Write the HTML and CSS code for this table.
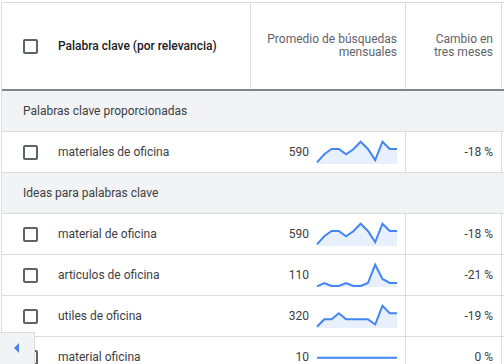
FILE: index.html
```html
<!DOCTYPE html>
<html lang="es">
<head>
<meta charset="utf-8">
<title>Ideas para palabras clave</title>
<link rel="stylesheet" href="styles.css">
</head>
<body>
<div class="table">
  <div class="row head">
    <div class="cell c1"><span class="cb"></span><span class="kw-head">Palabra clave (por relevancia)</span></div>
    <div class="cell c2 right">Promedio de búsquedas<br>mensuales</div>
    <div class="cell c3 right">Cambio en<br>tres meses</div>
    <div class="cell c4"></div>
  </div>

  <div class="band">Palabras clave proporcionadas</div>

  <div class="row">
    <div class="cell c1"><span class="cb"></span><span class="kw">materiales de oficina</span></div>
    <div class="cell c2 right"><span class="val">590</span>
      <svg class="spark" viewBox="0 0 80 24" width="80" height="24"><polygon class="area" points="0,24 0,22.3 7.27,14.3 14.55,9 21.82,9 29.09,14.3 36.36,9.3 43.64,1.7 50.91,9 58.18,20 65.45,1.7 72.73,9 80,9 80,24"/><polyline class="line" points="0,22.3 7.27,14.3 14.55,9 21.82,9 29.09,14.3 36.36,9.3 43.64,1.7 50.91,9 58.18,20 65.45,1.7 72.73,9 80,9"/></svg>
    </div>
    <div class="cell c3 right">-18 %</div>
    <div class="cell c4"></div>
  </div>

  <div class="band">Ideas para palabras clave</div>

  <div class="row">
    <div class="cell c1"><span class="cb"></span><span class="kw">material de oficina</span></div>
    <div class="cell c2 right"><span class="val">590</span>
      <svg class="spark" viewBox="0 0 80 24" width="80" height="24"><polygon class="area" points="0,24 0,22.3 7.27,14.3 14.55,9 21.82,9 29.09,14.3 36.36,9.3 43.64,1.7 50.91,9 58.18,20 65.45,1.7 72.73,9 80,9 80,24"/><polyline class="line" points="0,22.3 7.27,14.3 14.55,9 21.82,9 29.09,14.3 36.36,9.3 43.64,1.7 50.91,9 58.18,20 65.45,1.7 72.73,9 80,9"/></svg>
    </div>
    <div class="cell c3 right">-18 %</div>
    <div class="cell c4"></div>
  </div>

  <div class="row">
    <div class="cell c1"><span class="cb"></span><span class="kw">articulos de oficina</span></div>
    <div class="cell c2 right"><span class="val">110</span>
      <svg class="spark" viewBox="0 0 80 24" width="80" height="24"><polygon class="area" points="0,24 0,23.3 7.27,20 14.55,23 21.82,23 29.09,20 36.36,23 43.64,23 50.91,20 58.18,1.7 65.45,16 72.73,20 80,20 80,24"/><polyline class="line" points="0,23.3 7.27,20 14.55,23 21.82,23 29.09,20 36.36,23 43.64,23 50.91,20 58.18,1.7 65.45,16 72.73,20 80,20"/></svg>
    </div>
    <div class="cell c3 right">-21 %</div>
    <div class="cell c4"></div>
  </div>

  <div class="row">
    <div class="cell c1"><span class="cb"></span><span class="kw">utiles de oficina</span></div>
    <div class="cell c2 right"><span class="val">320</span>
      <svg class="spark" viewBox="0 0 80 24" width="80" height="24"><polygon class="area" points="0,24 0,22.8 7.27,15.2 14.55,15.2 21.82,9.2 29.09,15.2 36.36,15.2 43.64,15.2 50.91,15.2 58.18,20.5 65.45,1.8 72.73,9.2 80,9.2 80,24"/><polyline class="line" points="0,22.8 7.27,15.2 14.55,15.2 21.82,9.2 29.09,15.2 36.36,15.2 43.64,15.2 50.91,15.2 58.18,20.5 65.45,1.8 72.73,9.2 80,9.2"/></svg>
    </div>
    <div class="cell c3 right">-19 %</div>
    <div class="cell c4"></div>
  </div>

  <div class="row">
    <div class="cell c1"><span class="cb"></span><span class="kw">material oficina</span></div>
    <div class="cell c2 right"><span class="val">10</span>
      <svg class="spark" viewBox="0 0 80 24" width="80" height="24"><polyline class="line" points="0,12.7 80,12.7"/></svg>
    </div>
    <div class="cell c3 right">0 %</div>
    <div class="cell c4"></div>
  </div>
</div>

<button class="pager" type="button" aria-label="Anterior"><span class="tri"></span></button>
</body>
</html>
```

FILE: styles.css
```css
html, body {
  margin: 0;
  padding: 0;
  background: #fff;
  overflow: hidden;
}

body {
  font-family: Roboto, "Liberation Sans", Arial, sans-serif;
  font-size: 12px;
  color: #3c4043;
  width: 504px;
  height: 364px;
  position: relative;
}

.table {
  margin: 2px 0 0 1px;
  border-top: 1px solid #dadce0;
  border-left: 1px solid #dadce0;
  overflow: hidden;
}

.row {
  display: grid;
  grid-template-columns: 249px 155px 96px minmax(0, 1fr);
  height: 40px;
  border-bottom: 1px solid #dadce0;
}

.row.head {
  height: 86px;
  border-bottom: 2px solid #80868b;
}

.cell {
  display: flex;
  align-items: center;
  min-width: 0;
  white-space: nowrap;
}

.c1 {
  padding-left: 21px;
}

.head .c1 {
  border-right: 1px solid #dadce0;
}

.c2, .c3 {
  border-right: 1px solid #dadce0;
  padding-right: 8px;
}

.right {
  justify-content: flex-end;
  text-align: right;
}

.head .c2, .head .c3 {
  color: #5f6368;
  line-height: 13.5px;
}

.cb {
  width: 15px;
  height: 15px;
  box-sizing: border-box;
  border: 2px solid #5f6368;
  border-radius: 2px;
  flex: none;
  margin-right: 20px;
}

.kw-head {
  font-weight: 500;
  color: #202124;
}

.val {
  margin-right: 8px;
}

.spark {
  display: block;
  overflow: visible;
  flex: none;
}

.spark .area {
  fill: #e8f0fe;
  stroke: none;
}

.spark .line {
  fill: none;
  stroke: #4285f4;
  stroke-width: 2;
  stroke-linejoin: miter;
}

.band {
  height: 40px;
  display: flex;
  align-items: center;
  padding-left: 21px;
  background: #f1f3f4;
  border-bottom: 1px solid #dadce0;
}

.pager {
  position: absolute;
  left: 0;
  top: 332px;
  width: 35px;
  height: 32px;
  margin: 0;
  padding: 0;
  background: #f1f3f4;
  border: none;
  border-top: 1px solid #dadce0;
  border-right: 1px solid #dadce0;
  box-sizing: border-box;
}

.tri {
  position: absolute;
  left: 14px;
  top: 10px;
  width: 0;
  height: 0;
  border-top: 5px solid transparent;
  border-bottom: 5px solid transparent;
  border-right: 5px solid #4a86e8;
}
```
━━━━━━
• REQUEST
Return the material word for word. Pictures are not part of the copy.

• SOLUTION FOR THIS EXERCISE
Write the HTML and CSS code for this table.
FILE: index.html
```html
<!DOCTYPE html>
<html lang="es">
<head>
<meta charset="utf-8">
<title>Ideas para palabras clave</title>
<link rel="stylesheet" href="styles.css">
</head>
<body>
<div class="table">
  <div class="row head">
    <div class="cell c1"><span class="cb"></span><span class="kw-head">Palabra clave (por relevancia)</span></div>
    <div class="cell c2 right">Promedio de búsquedas<br>mensuales</div>
    <div class="cell c3 right">Cambio en<br>tres meses</div>
    <div class="cell c4"></div>
  </div>

  <div class="band">Palabras clave proporcionadas</div>

  <div class="row">
    <div class="cell c1"><span class="cb"></span><span class="kw">materiales de oficina</span></div>
    <div class="cell c2 right"><span class="val">590</span>
      <svg class="spark" viewBox="0 0 80 24" width="80" height="24"><polygon class="area" points="0,24 0,22.3 7.27,14.3 14.55,9 21.82,9 29.09,14.3 36.36,9.3 43.64,1.7 50.91,9 58.18,20 65.45,1.7 72.73,9 80,9 80,24"/><polyline class="line" points="0,22.3 7.27,14.3 14.55,9 21.82,9 29.09,14.3 36.36,9.3 43.64,1.7 50.91,9 58.18,20 65.45,1.7 72.73,9 80,9"/></svg>
    </div>
    <div class="cell c3 right">-18 %</div>
    <div class="cell c4"></div>
  </div>

  <div class="band">Ideas para palabras clave</div>

  <div class="row">
    <div class="cell c1"><span class="cb"></span><span class="kw">material de oficina</span></div>
    <div class="cell c2 right"><span class="val">590</span>
      <svg class="spark" viewBox="0 0 80 24" width="80" height="24"><polygon class="area" points="0,24 0,22.3 7.27,14.3 14.55,9 21.82,9 29.09,14.3 36.36,9.3 43.64,1.7 50.91,9 58.18,20 65.45,1.7 72.73,9 80,9 80,24"/><polyline class="line" points="0,22.3 7.27,14.3 14.55,9 21.82,9 29.09,14.3 36.36,9.3 43.64,1.7 50.91,9 58.18,20 65.45,1.7 72.73,9 80,9"/></svg>
    </div>
    <div class="cell c3 right">-18 %</div>
    <div class="cell c4"></div>
  </div>

  <div class="row">
    <div class="cell c1"><span class="cb"></span><span class="kw">articulos de oficina</span></div>
    <div class="cell c2 right"><span class="val">110</span>
      <svg class="spark" viewBox="0 0 80 24" width="80" height="24"><polygon class="area" points="0,24 0,23.3 7.27,20 14.55,23 21.82,23 29.09,20 36.36,23 43.64,23 50.91,20 58.18,1.7 65.45,16 72.73,20 80,20 80,24"/><polyline class="line" points="0,23.3 7.27,20 14.55,23 21.82,23 29.09,20 36.36,23 43.64,23 50.91,20 58.18,1.7 65.45,16 72.73,20 80,20"/></svg>
    </div>
    <div class="cell c3 right">-21 %</div>
    <div class="cell c4"></div>
  </div>

  <div class="row">
    <div class="cell c1"><span class="cb"></span><span class="kw">utiles de oficina</span></div>
    <div class="cell c2 right"><span class="val">320</span>
      <svg class="spark" viewBox="0 0 80 24" width="80" height="24"><polygon class="area" points="0,24 0,22.8 7.27,15.2 14.55,15.2 21.82,9.2 29.09,15.2 36.36,15.2 43.64,15.2 50.91,15.2 58.18,20.5 65.45,1.8 72.73,9.2 80,9.2 80,24"/><polyline class="line" points="0,22.8 7.27,15.2 14.55,15.2 21.82,9.2 29.09,15.2 36.36,15.2 43.64,15.2 50.91,15.2 58.18,20.5 65.45,1.8 72.73,9.2 80,9.2"/></svg>
    </div>
    <div class="cell c3 right">-19 %</div>
    <div class="cell c4"></div>
  </div>

  <div class="row">
    <div class="cell c1"><span class="cb"></span><span class="kw">material oficina</span></div>
    <div class="cell c2 right"><span class="val">10</span>
      <svg class="spark" viewBox="0 0 80 24" width="80" height="24"><polyline class="line" points="0,12.7 80,12.7"/></svg>
    </div>
    <div class="cell c3 right">0 %</div>
    <div class="cell c4"></div>
  </div>
</div>

<button class="pager" type="button" aria-label="Anterior"><span class="tri"></span></button>
</body>
</html>
```

FILE: styles.css
```css
html, body {
  margin: 0;
  padding: 0;
  background: #fff;
  overflow: hidden;
}

body {
  font-family: Roboto, "Liberation Sans", Arial, sans-serif;
  font-size: 12px;
  color: #3c4043;
  width: 504px;
  height: 364px;
  position: relative;
}

.table {
  margin: 2px 0 0 1px;
  border-top: 1px solid #dadce0;
  border-left: 1px solid #dadce0;
  overflow: hidden;
}

.row {
  display: grid;
  grid-template-columns: 249px 155px 96px minmax(0, 1fr);
  height: 40px;
  border-bottom: 1px solid #dadce0;
}

.row.head {
  height: 86px;
  border-bottom: 2px solid #80868b;
}

.cell {
  display: flex;
  align-items: center;
  min-width: 0;
  white-space: nowrap;
}

.c1 {
  padding-left: 21px;
}

.head .c1 {
  border-right: 1px solid #dadce0;
}

.c2, .c3 {
  border-right: 1px solid #dadce0;
  padding-right: 8px;
}

.right {
  justify-content: flex-end;
  text-align: right;
}

.head .c2, .head .c3 {
  color: #5f6368;
  line-height: 13.5px;
}

.cb {
  width: 15px;
  height: 15px;
  box-sizing: border-box;
  border: 2px solid #5f6368;
  border-radius: 2px;
  flex: none;
  margin-right: 20px;
}

.kw-head {
  font-weight: 500;
  color: #202124;
}

.val {
  margin-right: 8px;
}

.spark {
  display: block;
  overflow: visible;
  flex: none;
}

.spark .area {
  fill: #e8f0fe;
  stroke: none;
}

.spark .line {
  fill: none;
  stroke: #4285f4;
  stroke-width: 2;
  stroke-linejoin: miter;
}

.band {
  height: 40px;
  display: flex;
  align-items: center;
  padding-left: 21px;
  background: #f1f3f4;
  border-bottom: 1px solid #dadce0;
}

.pager {
  position: absolute;
  left: 0;
  top: 332px;
  width: 35px;
  height: 32px;
  margin: 0;
  padding: 0;
  background: #f1f3f4;
  border: none;
  border-top: 1px solid #dadce0;
  border-right: 1px solid #dadce0;
  box-sizing: border-box;
}

.tri {
  position: absolute;
  left: 14px;
  top: 10px;
  width: 0;
  height: 0;
  border-top: 5px solid transparent;
  border-bottom: 5px solid transparent;
  border-right: 5px solid #4a86e8;
}
```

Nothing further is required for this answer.